Running the data pipeline while changing input parameters

What did I learn?

1. Tailwind CSS is awesome!

I had never used Tailwind CSS before and I like to challenge myself by using something I’ve never worked with. Honestly, my experience using Tailwind CSS was much better than I expected. I was able to create components quickly and make them the way I wanted. Typically, I use Material-UI or Bootstrap, a library that has pre-built components and it makes all the websites look the same. Tailwind CSS allows you to create the component the way you want.

One drawback is that you need to have a good understanding of CSS. It’s not beginner-friendly. If you do not have experience with CSS, you’ll have lots of trouble working with it.
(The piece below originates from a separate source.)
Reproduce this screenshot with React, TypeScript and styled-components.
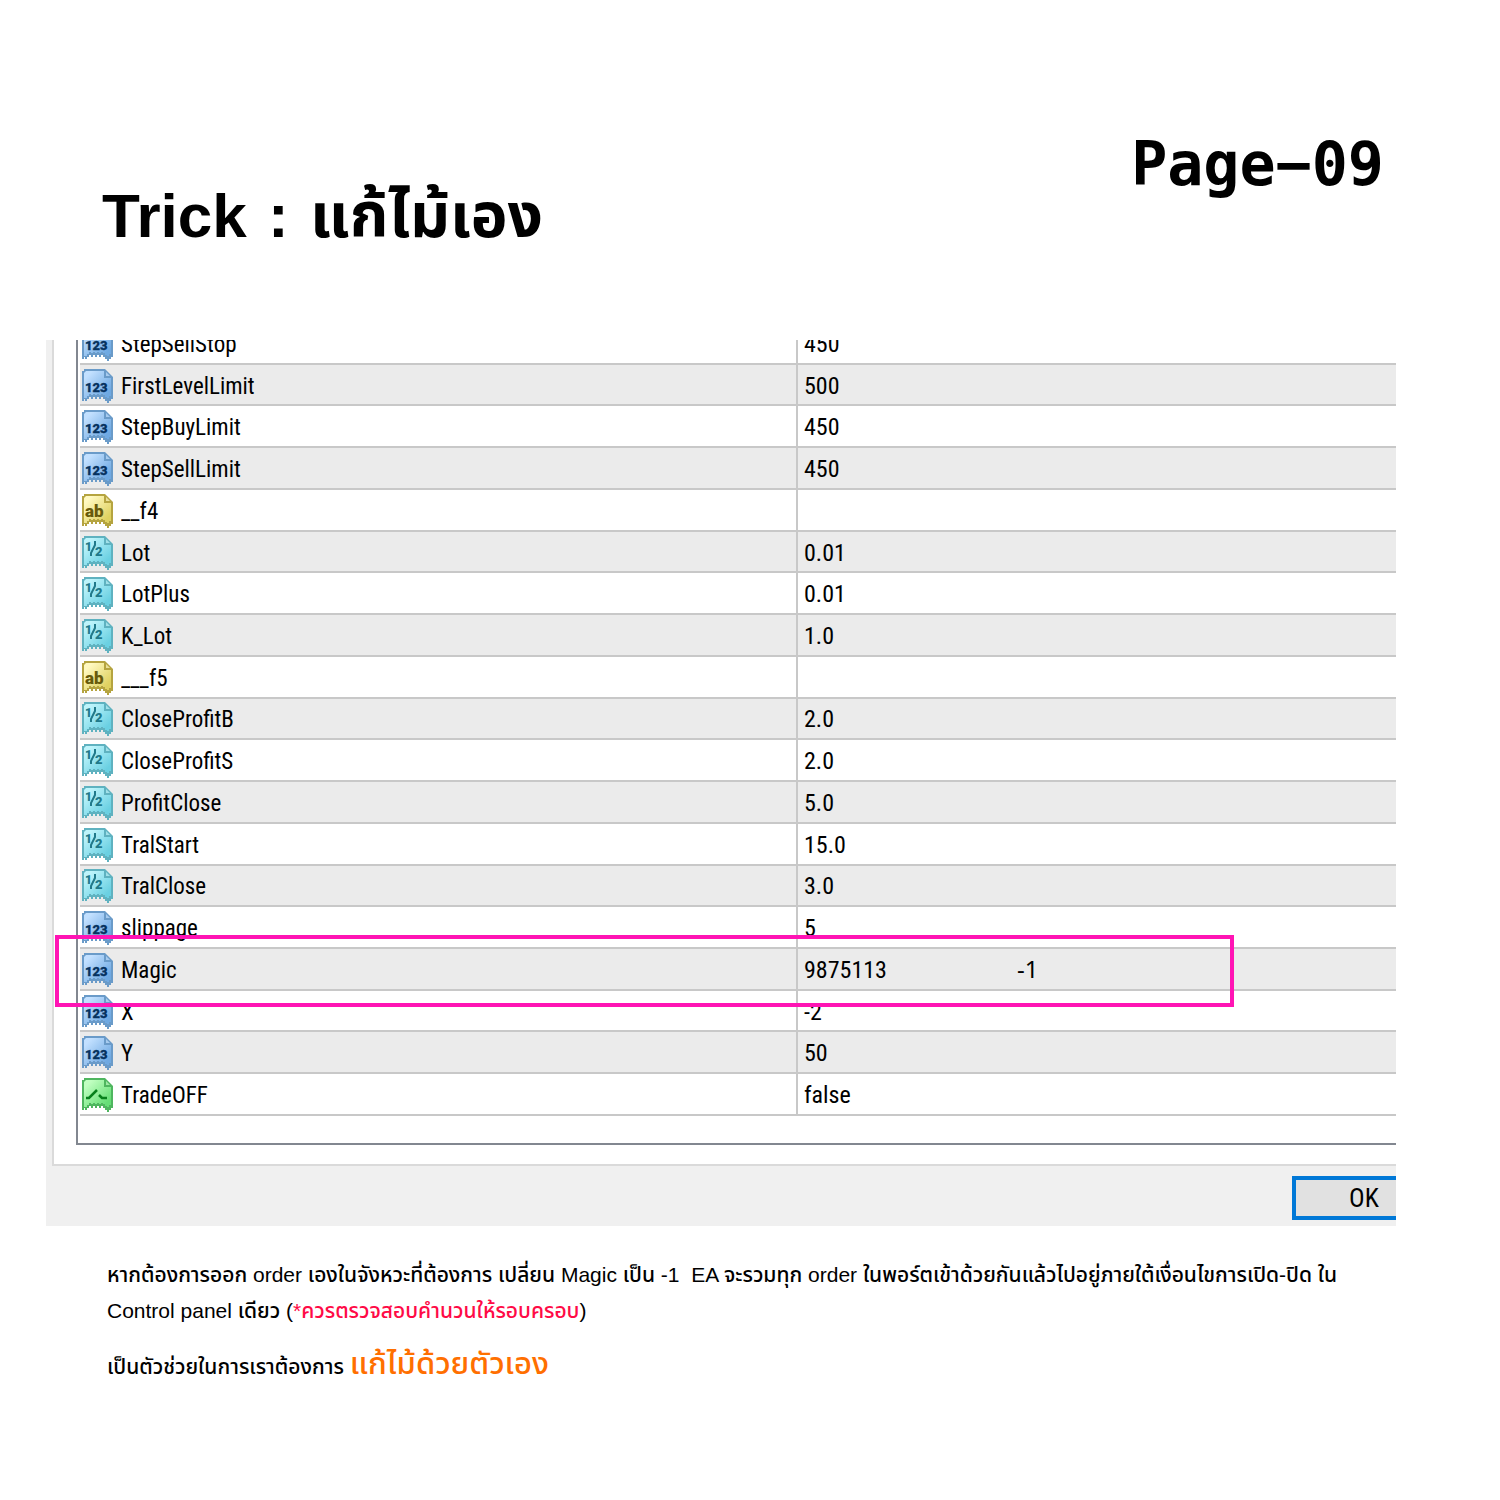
import React from "react";
import styled, { createGlobalStyle } from "styled-components";

const GlobalStyle = createGlobalStyle`
  * { box-sizing: border-box; }
  body {
    margin: 0;
    background: #fff;
    color: #000;
    font-family: "Liberation Sans", "Noto Sans Thai", sans-serif;
  }
`;

const Page = styled.main`
  padding: 120px 104px 96px 46px;
`;

const Header = styled.header`
  display: flex;
  justify-content: space-between;
  align-items: flex-start;
  height: 220px;
  padding: 0 12px 0 56px;
`;

const Title = styled.h1`
  margin: 60px 0 0;
  font-size: 62px;
  line-height: 72px;
  font-weight: 700;
`;

const Colon = styled.span`
  margin: 0 4px;
`;

const PageNumber = styled.p`
  margin: 8px 0 0;
  font-family: "DejaVu Sans Mono", monospace;
  font-size: 60px;
  line-height: 72px;
  font-weight: 700;
`;

const Dialog = styled.section`
  position: relative;
  overflow: hidden;
  background: #f0f0f0;
  padding-left: 6px;
  font-family: "Roboto Condensed", Roboto, sans-serif;
`;

const TabPane = styled.div`
  padding: 0 0 19px 22px;
  background: #fff;
  border-left: 2px solid #dadada;
  border-bottom: 2px solid #dadada;
`;

const ListBox = styled.div`
  overflow: hidden;
  padding: 0 0 27px 2px;
  border-left: 2px solid #828790;
  border-bottom: 2px solid #828790;
`;

const Table = styled.table`
  width: 100%;
  height: 793px;
  margin-top: -17px;
  border-collapse: separate;
  border-spacing: 0;
  table-layout: fixed;
`;

const NameColumn = styled.col`
  width: 718px;
`;

const Row = styled.tr`
  &:nth-child(even) { background: #ebebeb; }
`;

const cellBorder = "2px solid #c8c8c8";

const NameCell = styled.th`
  padding: 2px 0 0 2px;
  border-bottom: ${cellBorder};
  border-right: ${cellBorder};
  font-size: 23px;
  line-height: 32px;
  font-weight: 400;
  text-align: left;
`;

const NameContent = styled.div`
  display: flex;
  align-items: center;
  gap: 8px;
`;

const Name = styled.span`
  padding-top: 2px;
`;

const ValueCell = styled.td`
  padding: 2px 0 0 6px;
  border-bottom: ${cellBorder};
  font-size: 24px;
  line-height: 32px;
`;

const Note = styled.span`
  margin-left: 130px;
  font-family: "Noto Sans", sans-serif;
`;

const Footer = styled.div`
  display: flex;
  justify-content: flex-end;
  padding: 10px 0 6px;
`;

const OkButton = styled.button`
  width: 144px;
  height: 44px;
  margin-right: -40px;
  padding: 0;
  border: 4px solid #0078d7;
  background: #e1e1e1;
  color: #000;
  font-family: inherit;
  font-size: 26px;
  line-height: 32px;
`;

const Highlight = styled.div`
  position: absolute;
  top: 595px;
  left: 9px;
  right: 162px;
  height: 72px;
  border: 4px solid #ff14b4;
  pointer-events: none;
`;

const IconSvg = styled.svg`
  flex: none;
  display: block;
  width: 31px;
  height: 34px;
`;

const Description = styled.div`
  padding: 31px 0 0 61px;
  font-size: 21px;
  line-height: 36px;
  font-weight: 500;
`;

const Paragraph = styled.p`
  margin: 0 0 17px;
`;

const Warning = styled.span`
  color: #ff0a46;
`;

const Emphasis = styled.span`
  color: #ff6f00;
  font-size: 31px;
`;

type Kind = "int" | "string" | "double" | "bool";

const palette: Record<Kind, { light: string; dark: string; edge: string; ink: string }> = {
  int: { light: "#c2e0ff", dark: "#6fa9e2", edge: "#6a9bc9", ink: "#06325f" },
  string: { light: "#fff9c0", dark: "#dfd160", edge: "#b5a440", ink: "#675a0c" },
  double: { light: "#bdf4fb", dark: "#6ad0e2", edge: "#5fb2c0", ink: "#20798a" },
  bool: { light: "#c0ffc0", dark: "#66de76", edge: "#4fb65f", ink: "#08801c" },
};

const IconText = styled.text`
  font-family: Roboto, sans-serif;
  font-weight: 900;
`;

function Mark({ kind, ink }: { kind: Kind; ink: string }) {
  if (kind === "int") return <IconText x="3" y="23" fontSize="13" fill={ink} stroke={ink} strokeWidth="0.3">123</IconText>;
  if (kind === "string") return <IconText x="3" y="23" fontSize="17" fill={ink}>ab</IconText>;
  if (kind === "double")
    return (
      <>
        <IconText x="3" y="15" fontSize="12" fill={ink}>1</IconText>
        <path d="M9 20V17L13 9V5" fill="none" stroke={ink} strokeWidth="2" />
        <IconText x="13" y="20" fontSize="13" fill={ink}>2</IconText>
      </>
    );
  return <path d="M4 20H7L15 12M17 17L20 20H25" fill="none" stroke={ink} strokeWidth="2.5" />;
}

function TypeIcon({ kind }: { kind: Kind }) {
  const c = palette[kind];
  const id = "fill-" + kind;
  return (
    <IconSvg viewBox="0 0 31 34" aria-hidden="true">
      <defs>
        <linearGradient id={id} x1="0" y1="0" x2="1" y2="1">
          <stop offset="0.15" stopColor={c.light} />
          <stop offset="0.85" stopColor={c.dark} />
        </linearGradient>
      </defs>
      <path
        d="M0 2H2V0H23L31 8V30H29V32H27V34H25V32H23V30H21V28H19V30H17V28H15V30H13V28H11V30H9V28H7V30H5V32H3V30H2V32H0Z"
        fill={c.edge}
      />
      <path
        d="M2 4L4 2H22V9H29V27H27V29H25V28H23V26H21V25H19V26H17V25H15V26H13V25H11V26H9V25H7V27H5V29H2Z"
        fill={`url(#${id})`}
      />
      <path d="M24 3L28 7H24Z" fill={c.light} fillOpacity="0.7" />
      <Mark kind={kind} ink={c.ink} />
    </IconSvg>
  );
}

interface Param {
  kind: Kind;
  name: string;
  value: string;
  note?: string;
}

const params: Param[] = [
  { kind: "int", name: "StepSellStop", value: "450" },
  { kind: "int", name: "FirstLevelLimit", value: "500" },
  { kind: "int", name: "StepBuyLimit", value: "450" },
  { kind: "int", name: "StepSellLimit", value: "450" },
  { kind: "string", name: "__f4", value: "" },
  { kind: "double", name: "Lot", value: "0.01" },
  { kind: "double", name: "LotPlus", value: "0.01" },
  { kind: "double", name: "K_Lot", value: "1.0" },
  { kind: "string", name: "___f5", value: "" },
  { kind: "double", name: "CloseProfitB", value: "2.0" },
  { kind: "double", name: "CloseProfitS", value: "2.0" },
  { kind: "double", name: "ProfitClose", value: "5.0" },
  { kind: "double", name: "TralStart", value: "15.0" },
  { kind: "double", name: "TralClose", value: "3.0" },
  { kind: "int", name: "slippage", value: "5" },
  { kind: "int", name: "Magic", value: "9875113", note: "-1" },
  { kind: "int", name: "X", value: "-2" },
  { kind: "int", name: "Y", value: "50" },
  { kind: "bool", name: "TradeOFF", value: "false" },
];

export default function App() {
  return (
    <>
      <GlobalStyle />
      <Page>
        <Header>
          <Title>
            Trick <Colon>:</Colon> แก้ไม้เอง
          </Title>
          <PageNumber>Page−09</PageNumber>
        </Header>

        <Dialog>
          <TabPane>
            <ListBox>
              <Table>
                <colgroup>
                  <NameColumn />
                  <col />
                </colgroup>
                <tbody>
                  {params.map((p) => (
                    <Row key={p.name}>
                      <NameCell scope="row">
                        <NameContent>
                          <TypeIcon kind={p.kind} />
                          <Name>{p.name}</Name>
                        </NameContent>
                      </NameCell>
                      <ValueCell>
                        {p.value}
                        {p.note && <Note>{p.note}</Note>}
                      </ValueCell>
                    </Row>
                  ))}
                </tbody>
              </Table>
            </ListBox>
          </TabPane>
          <Footer>
            <OkButton type="button">OK</OkButton>
          </Footer>
          <Highlight />
        </Dialog>

        <Description>
          <Paragraph>
            หากต้องการออก order เองในจังหวะที่ต้องการ เปลี่ยน Magic เป็น -1 &nbsp;EA จะรวมทุก order
            ในพอร์ตเข้าด้วยกันแล้วไปอยู่ภายใต้เงื่อนไขการเปิด-ปิด ใน
            <br />
            Control panel เดียว (<Warning>*ควรตรวจสอบคำนวนให้รอบครอบ</Warning>)
          </Paragraph>
          <Paragraph>
            เป็นตัวช่วยในการเราต้องการ <Emphasis>แก้ไม้ด้วยตัวเอง</Emphasis>
          </Paragraph>
        </Description>
      </Page>
    </>
  );
}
2. Too many things to do but not enough time to implement

This is probably the same as any other hackathon project. You have a constraint on the timeline to complete the project and you probably need to sacrifice some things as you go. There were times when I wanted to add more features or refactor duplicate code. But, if I did, I probably wouldn’t have finished the project. Similarly, in startups, it’s very important to think about the goal of the project and the trade-offs that you are willing to make.

3. Coffee is my friend!

Yes! Caffeine surely helps, but this is not the point I’m trying to make. What I want to emphasize is the importance of taking a break when you need it. There was a time when I was stuck trying to figure out an algorithm. It was like doing leetcode. I think I stared at the code for a while and I just couldn’t figure it out. Finally, I said, “Okay, I need a coffee.” I started to make coffee, which took a good 10 minutes. After that, I came back to the computer and, weirdly enough, the algorithm or an idea popped into my head. I’m not sure if it was the caffeine or the break that helped, but I learned to go make coffee if I’m stuck on a problem. :D.

Write a one- or two-sentence bio for yourself.

Changjoo Jeon is a full-stack developer who is passionate about solving complex problems using modern technology. When he is not at the computer, he enjoys spending time with his family and taking long walks.